* start *

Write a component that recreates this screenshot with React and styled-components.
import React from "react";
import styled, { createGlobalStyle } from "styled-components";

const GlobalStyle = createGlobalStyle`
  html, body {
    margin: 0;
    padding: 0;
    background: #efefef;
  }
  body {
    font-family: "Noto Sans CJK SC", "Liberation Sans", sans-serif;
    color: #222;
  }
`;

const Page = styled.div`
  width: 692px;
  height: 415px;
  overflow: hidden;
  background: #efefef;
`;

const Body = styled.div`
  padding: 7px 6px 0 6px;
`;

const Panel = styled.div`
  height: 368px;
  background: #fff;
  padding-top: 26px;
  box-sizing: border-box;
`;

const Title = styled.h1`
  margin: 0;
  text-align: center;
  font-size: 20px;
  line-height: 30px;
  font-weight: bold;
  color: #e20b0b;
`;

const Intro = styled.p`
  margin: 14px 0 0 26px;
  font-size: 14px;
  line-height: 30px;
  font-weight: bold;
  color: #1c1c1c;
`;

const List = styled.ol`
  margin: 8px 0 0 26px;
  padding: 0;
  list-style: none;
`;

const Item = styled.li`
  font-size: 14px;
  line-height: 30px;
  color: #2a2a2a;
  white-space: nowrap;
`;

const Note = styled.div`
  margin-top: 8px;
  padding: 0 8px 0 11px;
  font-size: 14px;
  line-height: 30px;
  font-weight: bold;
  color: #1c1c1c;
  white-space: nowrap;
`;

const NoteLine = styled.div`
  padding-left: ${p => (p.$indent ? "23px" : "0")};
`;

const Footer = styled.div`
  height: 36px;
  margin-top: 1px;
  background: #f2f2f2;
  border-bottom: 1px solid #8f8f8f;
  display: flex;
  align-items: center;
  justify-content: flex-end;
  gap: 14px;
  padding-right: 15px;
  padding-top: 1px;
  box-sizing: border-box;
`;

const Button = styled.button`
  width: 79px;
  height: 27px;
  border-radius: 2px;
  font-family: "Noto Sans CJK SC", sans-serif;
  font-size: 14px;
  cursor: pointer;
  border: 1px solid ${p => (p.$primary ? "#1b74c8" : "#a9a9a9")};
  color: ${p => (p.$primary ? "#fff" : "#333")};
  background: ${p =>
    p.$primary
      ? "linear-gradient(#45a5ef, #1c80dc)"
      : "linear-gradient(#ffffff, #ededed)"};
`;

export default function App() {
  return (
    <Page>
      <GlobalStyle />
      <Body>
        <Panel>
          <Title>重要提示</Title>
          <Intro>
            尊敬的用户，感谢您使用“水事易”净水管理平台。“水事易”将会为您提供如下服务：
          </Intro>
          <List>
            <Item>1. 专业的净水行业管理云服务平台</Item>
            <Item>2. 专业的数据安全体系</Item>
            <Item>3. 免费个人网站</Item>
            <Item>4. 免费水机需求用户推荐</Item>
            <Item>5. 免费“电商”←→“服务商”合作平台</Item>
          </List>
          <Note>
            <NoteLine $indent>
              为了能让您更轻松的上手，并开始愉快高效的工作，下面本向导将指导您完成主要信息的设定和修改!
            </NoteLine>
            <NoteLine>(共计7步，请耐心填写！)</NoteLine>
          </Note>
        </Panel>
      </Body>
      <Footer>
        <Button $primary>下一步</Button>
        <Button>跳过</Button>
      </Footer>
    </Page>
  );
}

* end *

* **What this task involves**:
Return every line of the material exactly.

* **Response**:
Write a component that recreates this screenshot with React and styled-components.
import React from "react";
import styled, { createGlobalStyle } from "styled-components";

const GlobalStyle = createGlobalStyle`
  html, body {
    margin: 0;
    padding: 0;
    background: #efefef;
  }
  body {
    font-family: "Noto Sans CJK SC", "Liberation Sans", sans-serif;
    color: #222;
  }
`;

const Page = styled.div`
  width: 692px;
  height: 415px;
  overflow: hidden;
  background: #efefef;
`;

const Body = styled.div`
  padding: 7px 6px 0 6px;
`;

const Panel = styled.div`
  height: 368px;
  background: #fff;
  padding-top: 26px;
  box-sizing: border-box;
`;

const Title = styled.h1`
  margin: 0;
  text-align: center;
  font-size: 20px;
  line-height: 30px;
  font-weight: bold;
  color: #e20b0b;
`;

const Intro = styled.p`
  margin: 14px 0 0 26px;
  font-size: 14px;
  line-height: 30px;
  font-weight: bold;
  color: #1c1c1c;
`;

const List = styled.ol`
  margin: 8px 0 0 26px;
  padding: 0;
  list-style: none;
`;

const Item = styled.li`
  font-size: 14px;
  line-height: 30px;
  color: #2a2a2a;
  white-space: nowrap;
`;

const Note = styled.div`
  margin-top: 8px;
  padding: 0 8px 0 11px;
  font-size: 14px;
  line-height: 30px;
  font-weight: bold;
  color: #1c1c1c;
  white-space: nowrap;
`;

const NoteLine = styled.div`
  padding-left: ${p => (p.$indent ? "23px" : "0")};
`;

const Footer = styled.div`
  height: 36px;
  margin-top: 1px;
  background: #f2f2f2;
  border-bottom: 1px solid #8f8f8f;
  display: flex;
  align-items: center;
  justify-content: flex-end;
  gap: 14px;
  padding-right: 15px;
  padding-top: 1px;
  box-sizing: border-box;
`;

const Button = styled.button`
  width: 79px;
  height: 27px;
  border-radius: 2px;
  font-family: "Noto Sans CJK SC", sans-serif;
  font-size: 14px;
  cursor: pointer;
  border: 1px solid ${p => (p.$primary ? "#1b74c8" : "#a9a9a9")};
  color: ${p => (p.$primary ? "#fff" : "#333")};
  background: ${p =>
    p.$primary
      ? "linear-gradient(#45a5ef, #1c80dc)"
      : "linear-gradient(#ffffff, #ededed)"};
`;

export default function App() {
  return (
    <Page>
      <GlobalStyle />
      <Body>
        <Panel>
          <Title>重要提示</Title>
          <Intro>
            尊敬的用户，感谢您使用“水事易”净水管理平台。“水事易”将会为您提供如下服务：
          </Intro>
          <List>
            <Item>1. 专业的净水行业管理云服务平台</Item>
            <Item>2. 专业的数据安全体系</Item>
            <Item>3. 免费个人网站</Item>
            <Item>4. 免费水机需求用户推荐</Item>
            <Item>5. 免费“电商”←→“服务商”合作平台</Item>
          </List>
          <Note>
            <NoteLine $indent>
              为了能让您更轻松的上手，并开始愉快高效的工作，下面本向导将指导您完成主要信息的设定和修改!
            </NoteLine>
            <NoteLine>(共计7步，请耐心填写！)</NoteLine>
          </Note>
        </Panel>
      </Body>
      <Footer>
        <Button $primary>下一步</Button>
        <Button>跳过</Button>
      </Footer>
    </Page>
  );
}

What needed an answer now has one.